Finkelpearl was at the helm of the museum as it underwent a decade-long, $70 million renovation and he'll reportedly oversee a $156 million budget at DCA.

When asked how the "growing arts and cultural community" in Rockaway offered any guidance about helping other neighborhoods around the city expand, Finkelpearl — who lives in Lower Manhattan but has owned a home in Rockaway since 2005   said "there’s a lot to be learned in Rockaway."

"There’s a lot of issues always when artists are infused in a community," he said.

"Arts moving into neighborhoods can have a variety of different effects  not of all which are good for everybody in every neighborhood," he said.

"And that’s something we’ll look at very carefully.
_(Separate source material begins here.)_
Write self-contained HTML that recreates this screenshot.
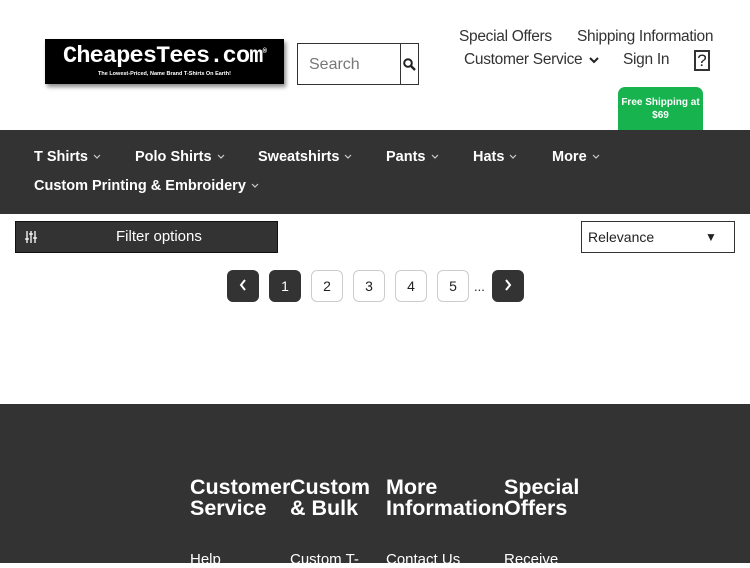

And that’s something I’ve been witnessing very closely."

His experience in both the arts and including diverse communities in his museum planning was touted by the mayor.

“With his decades of experience in fortifying the city’s cultural institutions, Tom has developed a deep understanding of the powerful role art and culture play in moving our city forward, and the necessity of increasing access to our creative landmarks for all New Yorkers,” de Blasio said.

He said Finkelpearl "represents the values of this administration — to make arts something for everyone, to reach all across the five boroughs, every neighborhoods, people of every background, and bring them in deeply into the extraordinary cultural life of this city."

The mayor, reminding the crowd that he's a "proud Brooklynite," applauded Queens' diversity and said the museum is a great reflection of that.

"It exemplifies all that’s good about this borough," he said.

Last year, MoMA P.S 1 opened a temporary art space on Beach 95th Street, supported by the museum's curator, Klaus Biesenbach, who also has a home on the peninsula.  

It was the newest artistic venture for neighborhoods with a rich artistic history, most notably through the Rockaway Artist Alliance, which was formed in 1994. 

For Finkelpearl, his new position will be a return to the Department of Cultural Affairs, where he spent time as the director of its public art program in 1990.

He got his start in arts management at PS 1 Contemporary Art Center in 1982, and returned to the museum as its deputy director as it merged with MoMA in 2000.

He became the executive director of the Queens Museum in 2002 and helped oversee its renovation, which added 50,000-square-feet of space by taking over the old skating rink in Flushing Meadows-Corona Park.

The new museum includes more galleries, performance and event spaces and has continued its outreach to local community groups.

It recently hosted a poetry festival, holds regular workshops for children with autism and is the site of an arts engagement program in collaboration with Queens College.

Finkelpearl said at the museum's unveiling in October that it was being transformed "from a quirky and beloved smaller institution to something that has greater ambition."

"But we're in no way turning our back to the community," he said.

"We're dedicated to the 'Queensness' of it."